The secret to a good life is letting go. Here’s how to actually do it.

I recently turned 35 years old, which feels like a big deal.

That’s the same age Siddhartha Guatama — the ancient spiritual master who inspired Buddhism — became enlightened. He was well on his way to starting a worldwide religion that now has over 500 million followers.

I’ve been wearing sweatpants every day since March. Take that, Siddhartha. One day, I might even make it a whole week without forgetting to floss before bed.

Letting go is the secret to a good life

But here’s the counterintuitive thing about the Buddha’s life. The takeaway isn’t to strive and fight and claw your way to enlightenment, the good life. It’s about letting go. Letting go of our need for things to be different.

We might want things to be different. And we might even have the courage to ask if they can be. But needing life to be different — expecting, demanding, even assuming we’ll get what we can’t have — is a recipe for suffering.

Siddhartha left his palace for the first time when he was 29 years old. His tribal king father had protected him from the cold, hard reality of the outside world.

But the comfort and decadence had begun to irritate him. One morning after a long night of partying, he left without telling anyone, walking into the surrounding slums he’d always ignored.

Thousands, maybe millions of words have since been written about what followed.

Siddhartha stumbled on what are known in Buddhist lore as the “divine messengers.” One was an old man, his body skin and bones. Another, a sick woman vomiting in a ditch. Yet another, a decaying corpse being carried to a funeral. Shocked by these sights, he thought, “How vain to think this won’t happen to me.”

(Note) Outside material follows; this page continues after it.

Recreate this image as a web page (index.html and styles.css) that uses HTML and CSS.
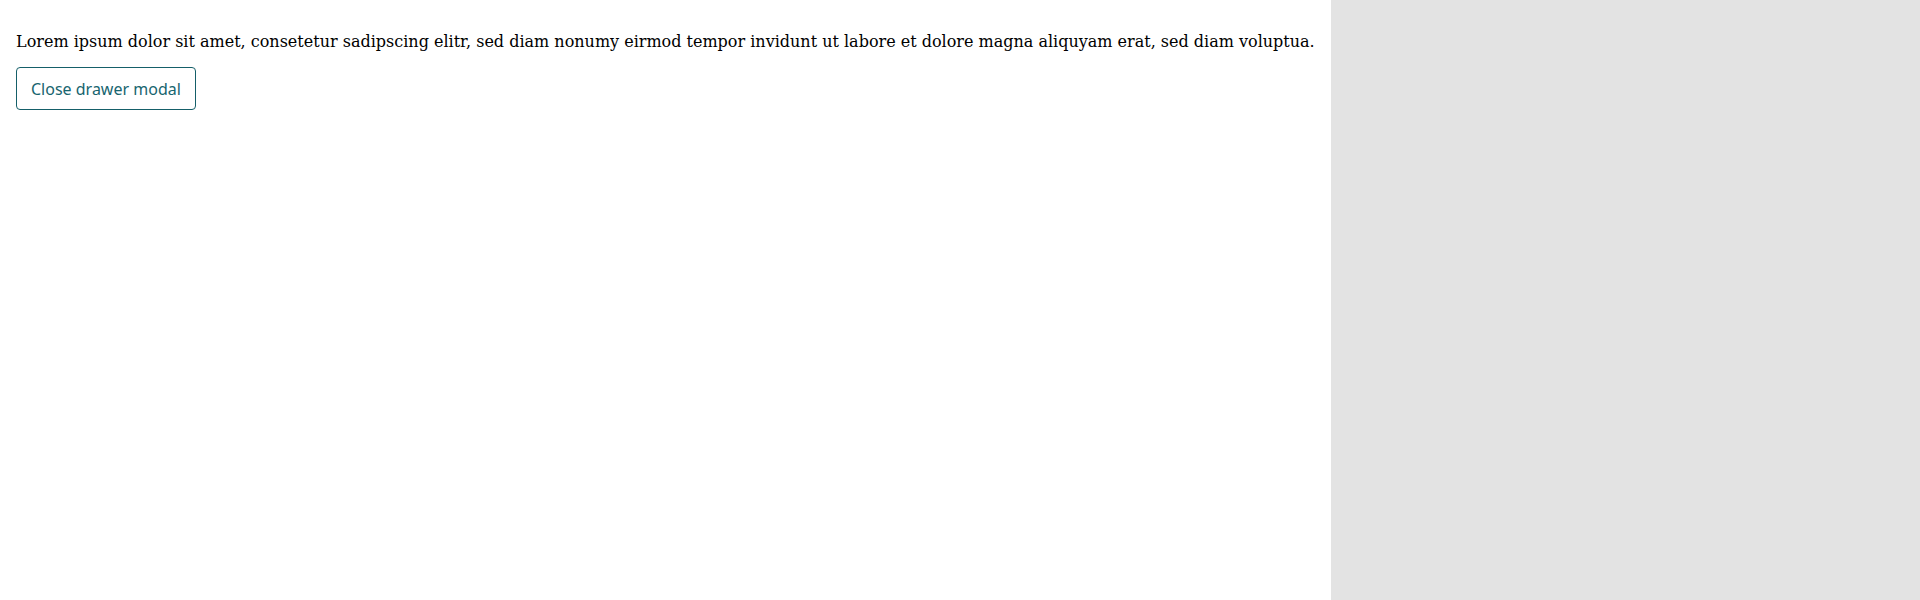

Wanting things to be different causes suffering

He then spotted a monk with a shaved head and simple robe begging for food. As the story goes, this inspired him to begin a spiritual quest to become the Buddha. American Buddhist monk Bhikkhu Bhodi says seeing the monk showed Siddhartha “a path whereby all suffering can be fully transcended.”

But I like to think of the monk as an illusion. Like the palace’s safety and decadent partying, yet another idea of the good life. Yet another fantasy to grasp on to and strive for.

It would take six more years — until he was 35 — for Siddhartha to learn the lesson of letting go.

After seeing the divine messengers, he wandered forests and jungles practicing intense forms of meditation and austere living. Along with other yogis, he tortured his body to try to overcome its desires and needs. He eventually limited his daily diet to a few grains of rice.

“When I touched my belly, I would feel my backbone, and when I went to urinate, I would fall over,” he would later say.

Near death, he realized that starving himself was only causing more suffering. With the help of a peasant woman who nursed him, he recovered and developed the practices and teachings that would soon become known as Buddhism.

Only after letting go did Siddhartha find enlightenment. Holding on, grasping, striving, trying to control — that’s what causes suffering.

“You are either closing or opening.”

I live in a comfortable home in a safe neighborhood. My refrigerator is full of healthy food. I get to do meaningful work for a living. And get this: I floss almost every day.

And yet I still suffer. There’s always someone else who has more than me or does even more meaningful work. Someday, I’ll get sick. And someday, I’ll die.

It’s even more ordinary than that. I suffer anytime things are different than I’d like. When my steak isn’t cooked perfectly. When I have no one to talk to on a Friday night. When the weather isn’t just right.

Actually, suffering is happening right now, as I write this.

“Right now, and in every now-moment, you are either closing or opening,” writes spiritual teacher David Deida.

You are either stressfully waiting for something — more money, security, affection — or you are living from your deep heart, opening as the entire moment, and giving what you most deeply desire to give, without waiting. If you are waiting for anything in order to live and love without holding back, then you suffer.

I’ve been waiting for 35 years. That’s a lot of suffering.

Suffering isn’t the same as pain

By “suffering,” I don’t mean pain. I mean the story I tell myself that only adds to the pain we all experience. The story that things — including myself — should be different than they are.

The, I should be a better writer. I should have a partner and kids by now. I shouldn’t have to wear a mask and stay home. She shouldn’t have said that hurtful thing to me.

And letting go doesn’t mean being a doormat. It’s healthy to set boundaries with people. To communicate your needs and desires. But it’s also healthy to let go of the outcome. To know that you can’t control anyone or anything, really.

That’s the trick. Or “the Middle Way,” as the Buddha called it.

Speak up. Say what you need. Do the best you can. But, remember, you can’t control life. All you can control is how you relate to it.